TASK TO CARRY OUT:
State the number of lines in these records that include the word "this", and add nothing to it.

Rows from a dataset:
^^^^
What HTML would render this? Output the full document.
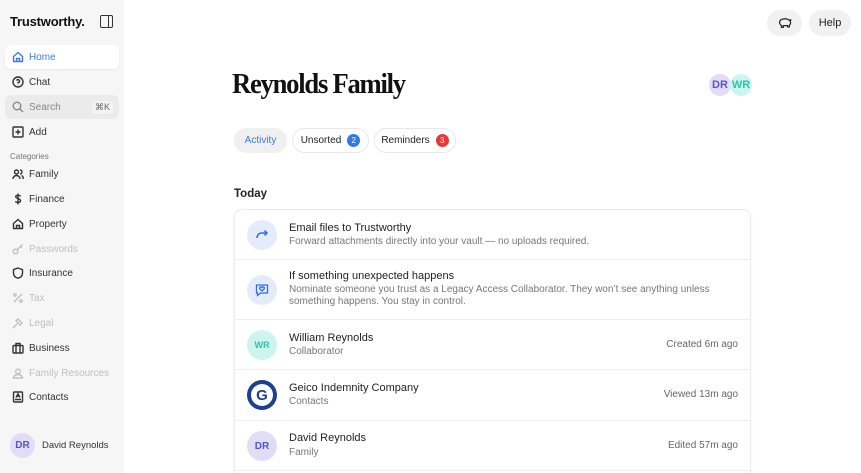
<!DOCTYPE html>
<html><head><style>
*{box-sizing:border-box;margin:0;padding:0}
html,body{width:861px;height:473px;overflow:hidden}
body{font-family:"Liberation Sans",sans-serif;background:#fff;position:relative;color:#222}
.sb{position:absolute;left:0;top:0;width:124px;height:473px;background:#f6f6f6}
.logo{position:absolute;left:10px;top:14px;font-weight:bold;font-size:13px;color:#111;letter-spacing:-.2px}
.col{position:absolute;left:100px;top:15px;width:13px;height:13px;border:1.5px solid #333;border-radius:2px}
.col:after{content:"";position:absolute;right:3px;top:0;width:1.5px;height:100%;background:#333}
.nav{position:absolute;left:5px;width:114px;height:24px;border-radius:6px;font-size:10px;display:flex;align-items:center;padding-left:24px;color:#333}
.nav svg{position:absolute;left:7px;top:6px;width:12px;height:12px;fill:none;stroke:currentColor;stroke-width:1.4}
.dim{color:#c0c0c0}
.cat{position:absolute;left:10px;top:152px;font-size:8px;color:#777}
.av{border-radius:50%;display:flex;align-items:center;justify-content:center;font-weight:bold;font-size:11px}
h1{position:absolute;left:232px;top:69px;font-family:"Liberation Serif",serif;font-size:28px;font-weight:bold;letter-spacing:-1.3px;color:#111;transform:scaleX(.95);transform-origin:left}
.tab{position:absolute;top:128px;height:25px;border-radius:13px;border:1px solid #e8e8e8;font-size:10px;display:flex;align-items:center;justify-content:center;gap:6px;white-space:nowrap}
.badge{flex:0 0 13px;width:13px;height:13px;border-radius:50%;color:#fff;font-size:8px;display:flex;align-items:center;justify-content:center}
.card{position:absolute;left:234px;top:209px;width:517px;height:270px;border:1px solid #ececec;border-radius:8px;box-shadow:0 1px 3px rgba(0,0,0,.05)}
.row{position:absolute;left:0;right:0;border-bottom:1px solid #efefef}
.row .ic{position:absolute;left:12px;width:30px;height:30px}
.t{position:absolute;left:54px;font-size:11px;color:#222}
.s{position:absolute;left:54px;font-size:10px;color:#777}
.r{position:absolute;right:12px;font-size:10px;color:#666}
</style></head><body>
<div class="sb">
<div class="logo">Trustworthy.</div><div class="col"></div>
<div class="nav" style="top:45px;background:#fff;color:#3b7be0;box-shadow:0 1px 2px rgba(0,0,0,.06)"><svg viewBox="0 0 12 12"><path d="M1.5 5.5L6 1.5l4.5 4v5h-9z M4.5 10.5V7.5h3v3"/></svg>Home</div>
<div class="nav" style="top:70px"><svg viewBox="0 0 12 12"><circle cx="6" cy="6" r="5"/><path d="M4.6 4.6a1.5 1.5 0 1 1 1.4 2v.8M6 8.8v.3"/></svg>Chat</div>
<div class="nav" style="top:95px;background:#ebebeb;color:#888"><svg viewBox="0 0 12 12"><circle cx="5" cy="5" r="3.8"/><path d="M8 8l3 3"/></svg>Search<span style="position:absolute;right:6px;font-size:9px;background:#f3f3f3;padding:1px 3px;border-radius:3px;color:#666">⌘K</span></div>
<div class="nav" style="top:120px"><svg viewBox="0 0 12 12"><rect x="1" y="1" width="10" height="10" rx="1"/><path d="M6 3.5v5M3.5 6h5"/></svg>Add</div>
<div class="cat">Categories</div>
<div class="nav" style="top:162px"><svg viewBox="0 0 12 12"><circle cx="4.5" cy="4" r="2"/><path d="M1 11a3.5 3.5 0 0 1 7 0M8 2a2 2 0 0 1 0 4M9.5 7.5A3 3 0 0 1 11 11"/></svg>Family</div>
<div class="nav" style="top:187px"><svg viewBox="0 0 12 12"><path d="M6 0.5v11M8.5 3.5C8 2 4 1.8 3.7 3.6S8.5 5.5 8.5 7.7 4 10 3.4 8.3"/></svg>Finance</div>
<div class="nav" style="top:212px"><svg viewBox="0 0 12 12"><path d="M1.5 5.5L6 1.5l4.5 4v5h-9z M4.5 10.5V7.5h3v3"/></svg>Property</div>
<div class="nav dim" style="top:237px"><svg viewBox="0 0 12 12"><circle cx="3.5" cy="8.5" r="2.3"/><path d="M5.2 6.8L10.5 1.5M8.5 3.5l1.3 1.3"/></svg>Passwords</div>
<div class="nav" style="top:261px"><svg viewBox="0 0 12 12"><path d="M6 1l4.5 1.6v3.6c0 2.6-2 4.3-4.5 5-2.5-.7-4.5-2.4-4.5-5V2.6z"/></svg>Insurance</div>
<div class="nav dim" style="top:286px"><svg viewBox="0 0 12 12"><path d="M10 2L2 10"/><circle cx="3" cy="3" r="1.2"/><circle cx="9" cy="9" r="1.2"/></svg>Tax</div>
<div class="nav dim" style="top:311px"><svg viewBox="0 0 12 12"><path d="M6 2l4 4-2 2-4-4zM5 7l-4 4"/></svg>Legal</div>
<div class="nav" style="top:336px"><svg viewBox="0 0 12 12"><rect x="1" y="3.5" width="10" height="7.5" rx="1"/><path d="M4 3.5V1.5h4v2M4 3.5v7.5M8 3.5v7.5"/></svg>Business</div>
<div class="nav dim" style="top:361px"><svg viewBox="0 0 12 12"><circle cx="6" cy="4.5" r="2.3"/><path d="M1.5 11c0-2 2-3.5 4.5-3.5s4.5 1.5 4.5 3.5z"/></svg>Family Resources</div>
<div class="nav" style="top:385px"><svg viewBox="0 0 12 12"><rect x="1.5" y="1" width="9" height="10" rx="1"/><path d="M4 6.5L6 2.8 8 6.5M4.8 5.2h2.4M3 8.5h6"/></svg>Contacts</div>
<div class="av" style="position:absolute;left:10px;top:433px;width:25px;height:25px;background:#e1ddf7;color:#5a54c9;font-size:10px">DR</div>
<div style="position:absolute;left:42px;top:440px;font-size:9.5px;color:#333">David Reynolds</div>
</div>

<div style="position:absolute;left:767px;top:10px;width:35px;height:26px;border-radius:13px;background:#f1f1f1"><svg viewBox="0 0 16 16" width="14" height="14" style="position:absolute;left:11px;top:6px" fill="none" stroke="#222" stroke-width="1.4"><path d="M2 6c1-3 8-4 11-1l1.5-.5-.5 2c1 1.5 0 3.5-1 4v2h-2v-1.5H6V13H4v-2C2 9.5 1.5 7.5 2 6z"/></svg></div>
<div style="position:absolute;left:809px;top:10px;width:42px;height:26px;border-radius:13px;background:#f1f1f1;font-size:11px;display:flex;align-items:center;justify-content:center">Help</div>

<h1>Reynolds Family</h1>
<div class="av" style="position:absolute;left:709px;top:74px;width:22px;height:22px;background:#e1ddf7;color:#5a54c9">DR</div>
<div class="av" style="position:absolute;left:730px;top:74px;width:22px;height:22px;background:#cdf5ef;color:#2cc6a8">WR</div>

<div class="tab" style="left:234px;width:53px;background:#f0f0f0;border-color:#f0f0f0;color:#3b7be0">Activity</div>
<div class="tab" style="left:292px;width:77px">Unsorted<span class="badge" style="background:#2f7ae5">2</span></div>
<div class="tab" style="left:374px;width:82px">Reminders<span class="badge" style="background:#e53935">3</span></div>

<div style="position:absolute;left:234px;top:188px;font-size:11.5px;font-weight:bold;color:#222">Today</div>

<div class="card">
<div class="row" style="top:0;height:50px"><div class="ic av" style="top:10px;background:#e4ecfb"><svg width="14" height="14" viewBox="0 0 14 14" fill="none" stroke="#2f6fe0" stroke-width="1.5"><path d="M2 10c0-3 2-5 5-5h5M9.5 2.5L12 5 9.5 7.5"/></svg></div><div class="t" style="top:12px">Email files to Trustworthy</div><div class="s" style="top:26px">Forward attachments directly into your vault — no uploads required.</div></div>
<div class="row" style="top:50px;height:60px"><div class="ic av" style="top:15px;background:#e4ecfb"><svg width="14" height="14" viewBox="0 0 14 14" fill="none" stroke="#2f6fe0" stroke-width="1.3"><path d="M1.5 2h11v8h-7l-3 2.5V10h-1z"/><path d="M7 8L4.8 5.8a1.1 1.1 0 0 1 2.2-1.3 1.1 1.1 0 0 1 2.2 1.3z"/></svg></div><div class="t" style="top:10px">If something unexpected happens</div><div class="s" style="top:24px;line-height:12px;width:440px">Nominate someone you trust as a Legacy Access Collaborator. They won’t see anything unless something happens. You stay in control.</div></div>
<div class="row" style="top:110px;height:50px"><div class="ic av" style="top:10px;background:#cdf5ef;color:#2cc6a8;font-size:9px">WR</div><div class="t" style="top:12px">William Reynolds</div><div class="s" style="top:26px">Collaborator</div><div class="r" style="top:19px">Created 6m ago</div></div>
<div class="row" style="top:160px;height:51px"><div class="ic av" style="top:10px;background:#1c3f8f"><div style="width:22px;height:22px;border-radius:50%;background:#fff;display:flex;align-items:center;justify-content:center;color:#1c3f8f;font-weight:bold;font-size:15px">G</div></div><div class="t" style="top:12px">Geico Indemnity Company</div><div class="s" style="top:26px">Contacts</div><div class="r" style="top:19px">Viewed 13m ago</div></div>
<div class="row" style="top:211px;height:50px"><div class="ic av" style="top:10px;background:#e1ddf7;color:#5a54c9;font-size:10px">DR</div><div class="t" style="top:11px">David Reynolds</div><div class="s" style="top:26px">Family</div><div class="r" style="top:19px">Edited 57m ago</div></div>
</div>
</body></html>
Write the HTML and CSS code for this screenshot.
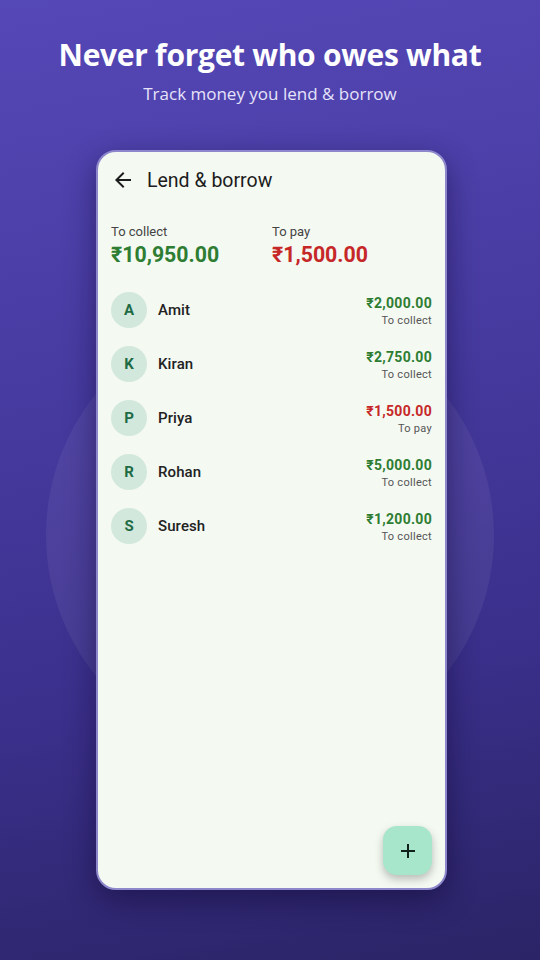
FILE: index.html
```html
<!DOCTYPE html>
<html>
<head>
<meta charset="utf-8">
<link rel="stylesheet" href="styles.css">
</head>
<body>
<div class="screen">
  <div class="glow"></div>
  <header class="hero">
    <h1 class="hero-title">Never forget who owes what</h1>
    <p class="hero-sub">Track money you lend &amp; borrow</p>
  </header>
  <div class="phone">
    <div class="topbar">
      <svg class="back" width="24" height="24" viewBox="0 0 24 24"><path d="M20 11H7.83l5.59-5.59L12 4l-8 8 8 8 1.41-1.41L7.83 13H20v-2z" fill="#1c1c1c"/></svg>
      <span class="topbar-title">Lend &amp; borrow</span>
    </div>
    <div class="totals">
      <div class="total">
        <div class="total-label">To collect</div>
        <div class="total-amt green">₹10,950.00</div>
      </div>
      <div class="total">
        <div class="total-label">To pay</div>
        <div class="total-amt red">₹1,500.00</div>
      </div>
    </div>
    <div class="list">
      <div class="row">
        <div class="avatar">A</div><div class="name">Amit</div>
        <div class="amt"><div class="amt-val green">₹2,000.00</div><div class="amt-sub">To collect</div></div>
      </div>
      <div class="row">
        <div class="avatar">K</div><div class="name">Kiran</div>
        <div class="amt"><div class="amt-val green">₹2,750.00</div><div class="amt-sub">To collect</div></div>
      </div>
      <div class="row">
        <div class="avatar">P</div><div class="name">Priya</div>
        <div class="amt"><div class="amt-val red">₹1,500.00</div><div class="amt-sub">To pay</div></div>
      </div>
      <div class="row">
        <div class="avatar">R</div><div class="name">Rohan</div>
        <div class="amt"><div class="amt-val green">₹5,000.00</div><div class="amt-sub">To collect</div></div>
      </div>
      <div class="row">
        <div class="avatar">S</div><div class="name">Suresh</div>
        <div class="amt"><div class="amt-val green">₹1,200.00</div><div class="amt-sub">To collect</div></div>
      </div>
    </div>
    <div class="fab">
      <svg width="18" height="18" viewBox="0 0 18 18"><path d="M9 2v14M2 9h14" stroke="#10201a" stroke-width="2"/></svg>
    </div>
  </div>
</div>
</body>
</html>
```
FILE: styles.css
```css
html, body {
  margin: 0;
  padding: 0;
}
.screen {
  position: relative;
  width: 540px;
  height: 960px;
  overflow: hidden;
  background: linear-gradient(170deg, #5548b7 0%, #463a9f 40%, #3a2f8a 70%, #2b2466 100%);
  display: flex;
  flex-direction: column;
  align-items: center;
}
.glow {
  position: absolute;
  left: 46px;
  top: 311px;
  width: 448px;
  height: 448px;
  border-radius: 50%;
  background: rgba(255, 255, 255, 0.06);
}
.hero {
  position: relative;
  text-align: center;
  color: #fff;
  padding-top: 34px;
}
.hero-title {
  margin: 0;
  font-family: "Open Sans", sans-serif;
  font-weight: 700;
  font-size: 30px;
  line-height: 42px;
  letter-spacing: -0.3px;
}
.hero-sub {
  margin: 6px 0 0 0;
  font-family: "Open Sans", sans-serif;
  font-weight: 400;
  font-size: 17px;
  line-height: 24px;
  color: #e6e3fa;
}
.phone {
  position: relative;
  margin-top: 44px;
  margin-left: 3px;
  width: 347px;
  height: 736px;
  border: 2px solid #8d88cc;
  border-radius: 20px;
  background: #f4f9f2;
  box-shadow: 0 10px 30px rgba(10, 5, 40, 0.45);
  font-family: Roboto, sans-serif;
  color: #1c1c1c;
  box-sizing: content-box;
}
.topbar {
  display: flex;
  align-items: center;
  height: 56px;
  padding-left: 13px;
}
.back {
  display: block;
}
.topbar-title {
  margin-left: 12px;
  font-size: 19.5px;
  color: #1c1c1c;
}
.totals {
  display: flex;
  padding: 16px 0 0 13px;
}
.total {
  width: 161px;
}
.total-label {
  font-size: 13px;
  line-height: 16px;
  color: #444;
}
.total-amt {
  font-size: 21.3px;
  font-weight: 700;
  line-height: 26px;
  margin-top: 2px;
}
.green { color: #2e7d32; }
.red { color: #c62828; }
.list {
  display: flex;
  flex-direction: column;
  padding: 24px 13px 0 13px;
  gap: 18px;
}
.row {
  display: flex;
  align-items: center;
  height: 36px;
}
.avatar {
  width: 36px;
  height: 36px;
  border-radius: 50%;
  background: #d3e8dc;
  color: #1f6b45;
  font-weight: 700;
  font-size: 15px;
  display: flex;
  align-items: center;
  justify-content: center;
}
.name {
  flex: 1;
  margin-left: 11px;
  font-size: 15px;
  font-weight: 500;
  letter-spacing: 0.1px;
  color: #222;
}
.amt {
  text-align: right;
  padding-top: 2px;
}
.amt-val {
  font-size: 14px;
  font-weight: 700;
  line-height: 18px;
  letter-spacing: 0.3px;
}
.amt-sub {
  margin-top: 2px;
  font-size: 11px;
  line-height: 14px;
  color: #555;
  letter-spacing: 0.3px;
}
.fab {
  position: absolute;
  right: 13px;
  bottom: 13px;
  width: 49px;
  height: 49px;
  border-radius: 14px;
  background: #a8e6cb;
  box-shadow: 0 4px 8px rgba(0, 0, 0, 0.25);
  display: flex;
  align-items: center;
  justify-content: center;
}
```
^^^^
RIGHT ANSWER:
2